Raul Ramirez's public safety career spans 32 years, including 30 years with the Marion County Sheriff's Office and two years as a Juvenile Probation Officer. He has been the Sheriff since 1997, and the first Marion County Sheriff to come up through the ranks.

Michael Schrunk has been the elected District Attorney of Multnomah County since 1981.

David A. Snyder has been practicing law since 1980. Since 1987 he has been representing law enforcement labor organizations.

Michael Staropoli has been practicing law since 1983 and was a former Deputy District Attorney for Multnomah County. He has been representing officers involved in deadly force since 1991, and he has done so in more than 70 such incidents, involving numerous agencies.

David Woboril has been practicing law since 1982 and began defending The City of Portland and its officers in civil courts in 1989. He has been the Portland Police Bureau's legal advisor during two stints since 1996. He is a member of the IACP and Major Cities Chiefs Legal Officers' Sections and attends meetings of the Police Executive Research Forum.

On June 29 and 30, 2006
Monarch Hotel and Conference Center
12566 S.E. Ninety-Third Avenue
Clackamas, Oregon 97015

Print and mail this form, or click HERE to fill out the online form.
Tuition $275 per participant
$250 if three or more register from one agency
Thanks for posting this 27.Jun.2006 16:07


It would be great to have folks attend this and let us know how it goes, what is presented, etc.
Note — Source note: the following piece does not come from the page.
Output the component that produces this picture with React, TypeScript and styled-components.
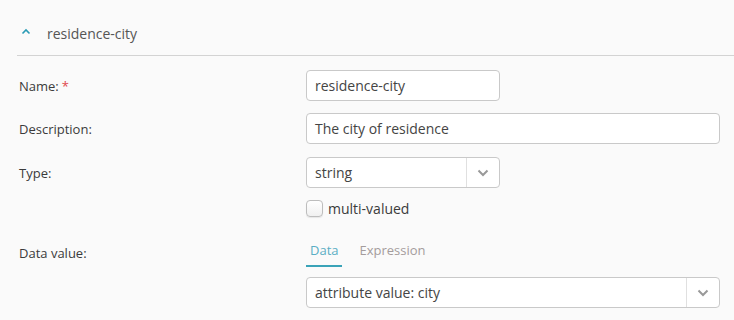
import React, { FC } from 'react';
import styled, { createGlobalStyle } from 'styled-components';

const GlobalStyle = createGlobalStyle`
  html, body {
    margin: 0;
    padding: 0;
    background: #fafafa;
    font-family: 'Open Sans', 'Noto Sans', sans-serif;
    color: #3b3b3b;
  }
`;

const Panel = styled.div`
  width: 734px;
  height: 320px;
  overflow: hidden;
  background: #fafafa;
`;

const Header = styled.div`
  display: flex;
  align-items: center;
  height: 56px;
  margin-left: 17px;
  padding-left: 4px;
  border-bottom: 1px solid #d3d3d3;
  box-sizing: border-box;
`;

const HeaderTitle = styled.span`
  margin-left: 16px;
  font-size: 14px;
  color: #555;
  margin-top: 12px;
`;

const ChevronUp = styled.svg`
  margin-top: 8px;
`;

const Form = styled.div`
  padding: 14px 14px 0 19px;
`;

const Row = styled.div<{ $gap?: number }>`
  display: grid;
  grid-template-columns: 287px 1fr;
  align-items: center;
  margin-bottom: ${p => (p.$gap ?? 12)}px;
`;

const Label = styled.label`
  font-size: 13px;
  color: #3b3b3b;
`;

const Required = styled.span`
  color: #e0474c;
  margin-left: 3px;
`;

const Input = styled.div<{ $width?: string }>`
  box-sizing: border-box;
  width: ${p => p.$width || '100%'};
  height: 31px;
  border: 1px solid #c9c9c9;
  border-radius: 4px;
  background: #fff;
  padding: 0 8px;
  display: flex;
  align-items: center;
  font-size: 14px;
  color: #444;
`;

const Select = styled.div<{ $width?: string }>`
  box-sizing: border-box;
  width: ${p => p.$width || '100%'};
  height: 31px;
  border: 1px solid #c9c9c9;
  border-radius: 4px;
  background: #fff;
  display: flex;
  align-items: stretch;
  font-size: 14px;
  color: #444;
`;

const SelectValue = styled.div`
  flex: 1;
  display: flex;
  align-items: center;
  padding: 0 8px;
`;

const SelectToggle = styled.div`
  width: 32px;
  border-left: 1px solid #e0e0e0;
  display: flex;
  align-items: center;
  justify-content: center;
`;

const CheckRow = styled.label`
  display: flex;
  align-items: center;
  gap: 5px;
  height: 17px;
  line-height: 17px;
  font-size: 14px;
  color: #3b3b3b;
`;

const Checkbox = styled.span`
  box-sizing: border-box;
  width: 17px;
  height: 17px;
  border: 1px solid #bdbdbd;
  border-radius: 4px;
  background: linear-gradient(#fff, #f0f0f0);
  box-shadow: 0 1px 1px rgba(0, 0, 0, 0.08);
`;

const Tabs = styled.div`
  display: flex;
  height: 28px;
`;

const Tab = styled.div<{ $active?: boolean }>`
  padding: 0 3px 0 4px;
  margin-right: 14px;
  font-size: 13px;
  line-height: 22px;
  color: ${p => (p.$active ? '#5aaec4' : '#a49c9c')};
  border-bottom: 2px solid ${p => (p.$active ? '#3aa3b8' : 'transparent')};
  box-sizing: border-box;
  height: 28px;
`;

const Caret: FC = () => (
  <svg width="12" height="8" viewBox="0 0 12 8">
    <path d="M1.5 1.5 L6 6 L10.5 1.5" fill="none" stroke="#999" strokeWidth="2" />
  </svg>
);

const App: FC = () => {
  return (
    <Panel>
      <GlobalStyle />
      <Header>
        <ChevronUp width="10" height="7" viewBox="0 0 10 7">
          <path d="M1.5 5.5 L5 2 L8.5 5.5" fill="none" stroke="#2a9bb5" strokeWidth="1.6" />
        </ChevronUp>
        <HeaderTitle>residence-city</HeaderTitle>
      </Header>
      <Form>
        <Row>
          <Label>
            Name:<Required>*</Required>
          </Label>
          <Input $width="194px">residence-city</Input>
        </Row>
        <Row $gap={13}>
          <Label>Description:</Label>
          <Input>The city of residence</Input>
        </Row>
        <Row>
          <Label>Type:</Label>
          <Select $width="194px">
            <SelectValue>string</SelectValue>
            <SelectToggle>
              <Caret />
            </SelectToggle>
          </Select>
        </Row>
        <Row $gap={22}>
          <span />
          <CheckRow>
            <Checkbox />
            multi-valued
          </CheckRow>
        </Row>
        <Row $gap={10}>
          <Label>Data value:</Label>
          <Tabs>
            <Tab $active>Data</Tab>
            <Tab>Expression</Tab>
          </Tabs>
        </Row>
        <Row>
          <span />
          <Select>
            <SelectValue>attribute value: city</SelectValue>
            <SelectToggle>
              <Caret />
            </SelectToggle>
          </Select>
        </Row>
      </Form>
    </Panel>
  );
};

export default App;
This information could be extremely valuable for anyone who is interested in self-defense, particularly when firearms are involved. While I have no sympathy for cops or anyone else who abuses their power or murders someone, it is worth noting that self-defense situations usually happen fast, in low-light situations and are generally extremely stressful. It is easy to make judgements about situations like that when you are safe at home on the computer and much harder when you are dealing with it yourself.